The summer that our daughter turned 17 she made plans to join a youth group trip to Poland and Israel. An acquaintance confronted me with genuine concern and asked “How can you let her travel to such a dangerous place?”
Although we definitely worried about our daughter’s trip it wasn’t because of the location, it was the idea that she would be so far away without us by her side to “protect” her. We knew how important this trip was to her and how much she wanted the experience. We also knew teens who had taken similar journeys in previous summers and even more parents who had let their children go, and we were filled with stories of wonder, happiness and thankfulness for the experience.

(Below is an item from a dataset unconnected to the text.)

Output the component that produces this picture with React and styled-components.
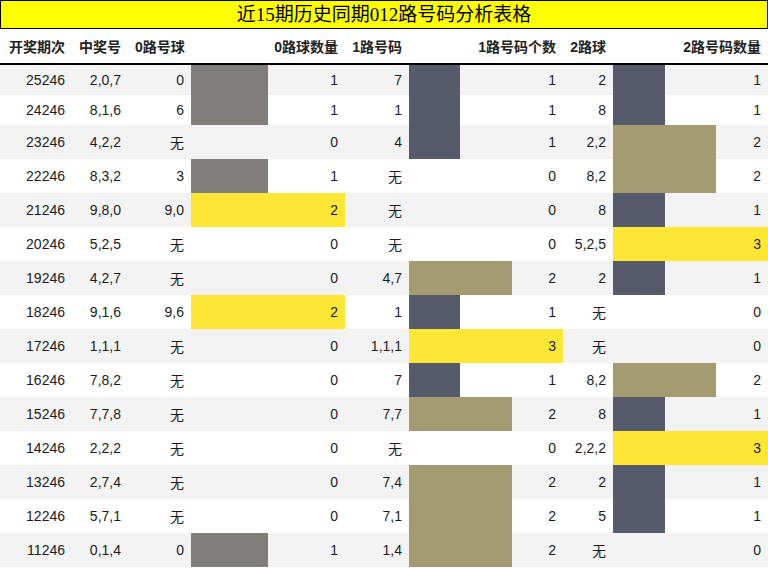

However I did repeat the concern to the trip organizers during a parent-prep meeting. The response certainly opened my eyes. The young man I spoke to visited Israel and other parts of Europe several times a year, sometimes as part of his job and other times simply to spend time with friends he made through the years.

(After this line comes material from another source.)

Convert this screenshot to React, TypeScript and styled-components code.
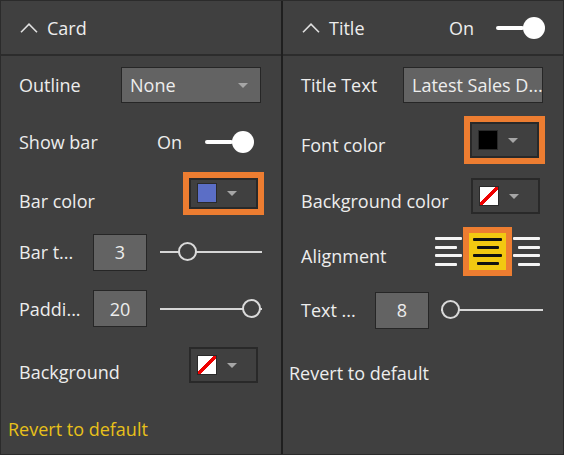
import styled, { createGlobalStyle } from "styled-components";

const GlobalStyle = createGlobalStyle`
  html, body {
    margin: 0;
    padding: 0;
    background: #404040;
  }
  body {
    font-family: "Open Sans", "Noto Sans", sans-serif;
  }
`;

const NO_FILL = "none";

const Frame = styled.div`
  width: 564px;
  height: 455px;
  box-sizing: border-box;
  border: 1px solid #2b2b2b;
  display: grid;
  grid-template-columns: 280px 2px 1fr;
  background: #404040;
  overflow: hidden;
  color: #ededed;
  font-size: 18px;
`;

const Divider = styled.div`
  background: #1f1f1f;
`;

const Panel = styled.div`
  display: flex;
  flex-direction: column;
  min-width: 0;
`;

const Header = styled.div`
  height: 53px;
  display: flex;
  align-items: center;
  padding-left: 19px;
  border-bottom: 2px solid #2c2c2c;
`;

const HeaderTitle = styled.span<{ $w?: number }>`
  margin-left: 9px;
  width: ${(p) => (p.$w ? `${p.$w}px` : "auto")};
`;

const Row = styled.div<{ $h: number; $pl?: number }>`
  height: ${(p) => p.$h}px;
  display: flex;
  align-items: center;
  padding-left: ${(p) => p.$pl ?? 18}px;
  flex-shrink: 0;
`;

const Label = styled.span<{ $w: number; $drop?: number }>`
  width: ${(p) => p.$w}px;
  flex-shrink: 0;
  white-space: nowrap;
  padding-top: ${(p) => (p.$drop ?? 0) * 2}px;
`;

const StateText = styled.span<{ $w: number }>`
  width: ${(p) => p.$w}px;
  flex-shrink: 0;
`;

const Select = styled.div<{ $w: number }>`
  width: ${(p) => p.$w}px;
  height: 36px;
  box-sizing: border-box;
  border: 1px solid #262626;
  background: #636363;
  display: flex;
  align-items: center;
  padding: 0 12px 0 8px;
  justify-content: space-between;
  white-space: nowrap;
  overflow: hidden;
`;

const Caret = styled.span`
  width: 0;
  height: 0;
  border-left: 5px solid transparent;
  border-right: 5px solid transparent;
  border-top: 5px solid #a6a6a6;
  flex-shrink: 0;
`;

const Highlight = styled.div<{ $h: number; $pad: number }>`
  height: ${(p) => p.$h}px;
  box-sizing: border-box;
  padding: ${(p) => p.$pad}px 6px;
  background: #ed7d31;
  display: flex;
  align-items: center;
`;

const ColorBox = styled.div<{ $h?: number }>`
  width: 69px;
  height: ${(p) => p.$h ?? 36}px;
  box-sizing: border-box;
  border: 2px solid #292929;
  background: #404040;
  display: flex;
  align-items: center;
  padding-left: 6px;
  gap: 10px;
`;

const Swatch = styled.div<{ $color: string }>`
  width: 20px;
  height: 20px;
  box-sizing: border-box;
  border: 1px solid #2a2a2a;
  background: ${(p) =>
    p.$color === NO_FILL
      ? "linear-gradient(to bottom right, #fff 0 42%, #e00 42% 58%, #fff 58% 100%)"
      : p.$color};
`;

const NumberBox = styled.div`
  width: 54px;
  height: 37px;
  box-sizing: border-box;
  border: 1px solid #262626;
  background: #636363;
  display: flex;
  align-items: center;
  justify-content: center;
`;

const Slider = styled.div<{ $ml: number }>`
  width: 102px;
  height: 20px;
  margin-left: ${(p) => p.$ml}px;
  position: relative;
  display: flex;
  align-items: center;
  &::before {
    content: "";
    width: 100%;
    height: 2px;
    background: #d6d6d6;
  }
`;

const Knob = styled.div`
  position: absolute;
  top: 0;
  width: 19px;
  height: 19px;
  box-sizing: border-box;
  border: 2px solid #dadada;
  border-radius: 50%;
  background: #404040;
`;

const Toggle = styled.div`
  display: flex;
  align-items: center;
`;

const ToggleTrack = styled.div`
  width: 28px;
  height: 4px;
  background: #fff;
  border-radius: 2px;
`;

const ToggleThumb = styled.div`
  width: 22px;
  height: 22px;
  border-radius: 50%;
  background: #fff;
  margin-left: -1px;
`;

const AlignGroup = styled.div`
  display: flex;
  align-items: center;
`;

const AlignIcon = styled.div<{ $side: "left" | "right" }>`
  width: 27px;
  height: 29px;
  display: flex;
  flex-direction: column;
  justify-content: space-between;
  align-items: ${(p) => (p.$side === "left" ? "flex-start" : "flex-end")};
`;

const AlignLine = styled.span<{ $w: number; $dark?: boolean }>`
  width: ${(p) => p.$w}px;
  height: 3px;
  border-radius: 1px;
  background: ${(p) => (p.$dark ? "#111" : "#f4f4f4")};
`;

const CenterAlign = styled.div`
  width: 49px;
  height: 49px;
  box-sizing: border-box;
  border: 6px solid #ed7d31;
  background: #f2c811;
  display: flex;
  flex-direction: column;
  justify-content: space-between;
  align-items: center;
  padding: 5px 0;
  margin: 0 1px;
`;

const Revert = styled.span<{ $accent?: boolean }>`
  color: ${(p) => (p.$accent ? "#e8c01a" : "#ededed")};
`;

const Chevron = () => (
  <svg width="18" height="10" viewBox="0 0 18 10">
    <polyline
      points="1,9.2 9,1.2 17,9.2"
      fill="none"
      stroke="#e0e0e0"
      strokeWidth="1.6"
    />
  </svg>
);

const ToggleSwitch = () => (
  <Toggle>
    <ToggleTrack />
    <ToggleThumb />
  </Toggle>
);

const ColorPicker = ({ color, h }: { color: string; h?: number }) => (
  <ColorBox $h={h}>
    <Swatch $color={color} />
    <Caret />
  </ColorBox>
);

const Range = ({ pos, ml }: { pos: number; ml: number }) => (
  <Slider $ml={ml}>
    <Knob style={{ left: `${pos}px` }} />
  </Slider>
);

const TextLines = ({ side }: { side: "left" | "right" }) => (
  <AlignIcon $side={side}>
    <AlignLine $w={27} />
    <AlignLine $w={22} />
    <AlignLine $w={27} />
    <AlignLine $w={22} />
  </AlignIcon>
);

export default function App() {
  return (
    <>
      <GlobalStyle />
      <Frame>
        <Panel>
          <Header>
            <Chevron />
            <HeaderTitle>Card</HeaderTitle>
          </Header>
          <Row $h={58}>
            <Label $w={102}>Outline</Label>
            <Select $w={140}>
              None
              <Caret />
            </Select>
          </Row>
          <Row $h={56}>
            <Label $w={138}>Show bar</Label>
            <StateText $w={48}>On</StateText>
            <ToggleSwitch />
          </Row>
          <Row $h={46}>
            <Label $w={164} $drop={8}>
              Bar color
            </Label>
            <Highlight $h={43} $pad={6}>
              <ColorPicker color="#5b6ec6" h={31} />
            </Highlight>
          </Row>
          <Row $h={72}>
            <Label $w={74}>Bar t...</Label>
            <NumberBox>3</NumberBox>
            <Range pos={18} ml={13} />
          </Row>
          <Row $h={41}>
            <Label $w={74}>Paddi...</Label>
            <NumberBox>20</NumberBox>
            <Range pos={82} ml={13} />
          </Row>
          <Row $h={72}>
            <Label $w={170} $drop={7}>
              Background
            </Label>
            <ColorPicker color={NO_FILL} />
          </Row>
          <Row $h={56} $pl={7}>
            <Revert $accent>Revert to default</Revert>
          </Row>
        </Panel>
        <Divider />
        <Panel>
          <Header>
            <Chevron />
            <HeaderTitle $w={120}>Title</HeaderTitle>
            <StateText $w={47}>On</StateText>
            <ToggleSwitch />
          </Header>
          <Row $h={58}>
            <Label $w={102}>Title Text</Label>
            <Select $w={140}>Latest Sales D...</Select>
          </Row>
          <Row $h={52}>
            <Label $w={163} $drop={5}>
              Font color
            </Label>
            <Highlight $h={48} $pad={6}>
              <ColorPicker color="#000" />
            </Highlight>
          </Row>
          <Row $h={60}>
            <Label $w={170} $drop={5}>
              Background color
            </Label>
            <ColorPicker color={NO_FILL} />
          </Row>
          <Row $h={51}>
            <Label $w={134} $drop={4}>
              Alignment
            </Label>
            <AlignGroup>
              <TextLines side="left" />
              <CenterAlign>
                <AlignLine $w={29} $dark />
                <AlignLine $w={22} $dark />
                <AlignLine $w={29} $dark />
                <AlignLine $w={22} $dark />
              </CenterAlign>
              <TextLines side="right" />
            </AlignGroup>
          </Row>
          <Row $h={66}>
            <Label $w={74}>Text ...</Label>
            <NumberBox>8</NumberBox>
            <Range pos={0} ml={12} />
          </Row>
          <Row $h={60} $pl={6}>
            <Revert>Revert to default</Revert>
          </Row>
        </Panel>
      </Frame>
    </>
  );
}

“When I am overseas and strangers learn I am from the New York City area they always ask me what it is like to live in such a dangerous place. Because of the way the media presents things they believe we all carry guns, fight off attacks every day, step over bodies in the street regularly, and have to live in secure fortresses for any kind of safety.”
His response certainly made me pause. He then asked if I was in contact with people in Israel and suggested I ask them what they thought about a group of North American teens visiting Israel (and yes he offered me contact info for some of his friends. He thought if I needed reassurance I should speak to people who actually lived there instead of some media copy that only painted a picture that would sell.

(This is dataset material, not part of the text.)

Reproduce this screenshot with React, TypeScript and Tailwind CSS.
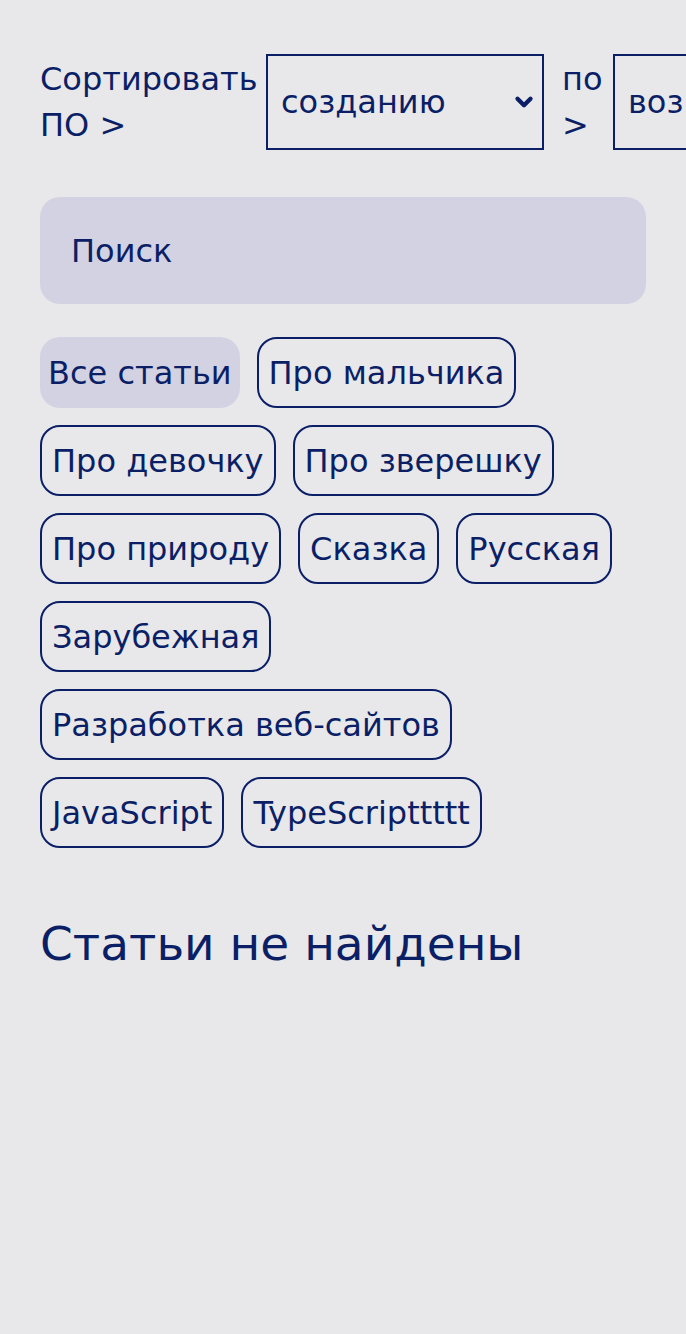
import { ChevronDown } from "lucide-react";

const tags = [
  "Про мальчика",
  "Про девочку",
  "Про зверешку",
  "Про природу",
  "Сказка",
  "Русская",
  "Зарубежная",
  "Разработка веб-сайтов",
  "JavaScript",
  "TypeScripttttt",
];

export default function App() {
  return (
    <main
      className="min-h-screen overflow-hidden bg-[#e8e8eb] px-10 pt-[54px] text-[#0b1f66]"
      style={{ fontFamily: '"DejaVu Sans", sans-serif' }}
    >
      <div className="flex w-[800px] items-center">
        <label className="w-[220px] shrink-0 text-[32px] leading-[46px]">Сортировать ПО &gt;</label>
        <div className="relative ml-[6px] h-[96px] w-[278px] shrink-0 border-2 border-[#0b1f66]">
          <select className="h-full w-full appearance-none bg-transparent pl-[13px] text-[32px] text-[#0b1f66] outline-none">
            <option>созданию</option>
          </select>
          <ChevronDown className="pointer-events-none absolute right-[5px] top-[33px] h-[26px] w-[26px]" strokeWidth={4} />
        </div>
        <label className="ml-[18px] w-[44px] shrink-0 text-[32px] leading-[46px]">по &gt;</label>
        <div className="relative ml-[7px] h-[96px] w-[278px] shrink-0 border-2 border-[#0b1f66]">
          <select className="h-full w-full appearance-none bg-transparent pl-[13px] text-[32px] text-[#0b1f66] outline-none">
            <option>возрастанию</option>
          </select>
        </div>
      </div>

      <input
        placeholder="Поиск"
        className="mt-[47px] block h-[107px] w-full rounded-[20px] bg-[#d3d2e3] px-[31px] text-[32px] text-[#0b1f66] outline-none placeholder:text-[#0b1f66]"
      />

      <div className="mt-[33px] flex flex-wrap gap-[17px]">
        <button className="flex h-[71px] items-center rounded-[20px] border-2 border-transparent bg-[#d3d2e3] px-[6px] text-[32px]">
          Все статьи
        </button>
        {tags.map((t) => (
          <button
            key={t}
            className="flex h-[71px] items-center rounded-[20px] border-2 border-[#0b1f66] px-[10px] text-[32px]"
          >
            {t}
          </button>
        ))}
      </div>

      <h2 className="mt-[64px] text-[47px] leading-[64px]">Статьи не найдены</h2>
    </main>
  );
}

Unfortunately the world we live in has far too many incidents of violence and tragedies, but most people, thank goodness, live and work in cities and towns all over. No one is immune to the POSSIBILITY of being in the wrong place at the wrong time (even at home), but does that mean we should freeze in our tracks afraid to experience life? Practicing caution and being vigilant is wise but closing ourselves off to new adventures and possibilities is, well, not living.
She went to Poland and Israel and there were a few incidents of “concern” (more for her nervous parents than her) but she came home thrilled for having gone and changed by the lessons she learned by seeing the different cultures. She’s been back to Israel since and loves to travel… wherever. Her latest goal is to visit every continent at least once. And even now years later, even when she is accompanied by people who love and care for her, I worry each time she takes flight.
Our son is another test of a parent’s nerves, his adventures involve some travel but are more geared to physical challenges (mountains, skydiving, oy vey!). It is so true that no matter how old our offspring are, they will always be our babies — we look at the very capable adult and still see the infant cradled in our arms.
Sometimes you have to just pray A LOT and hope for the best, but always let life happen.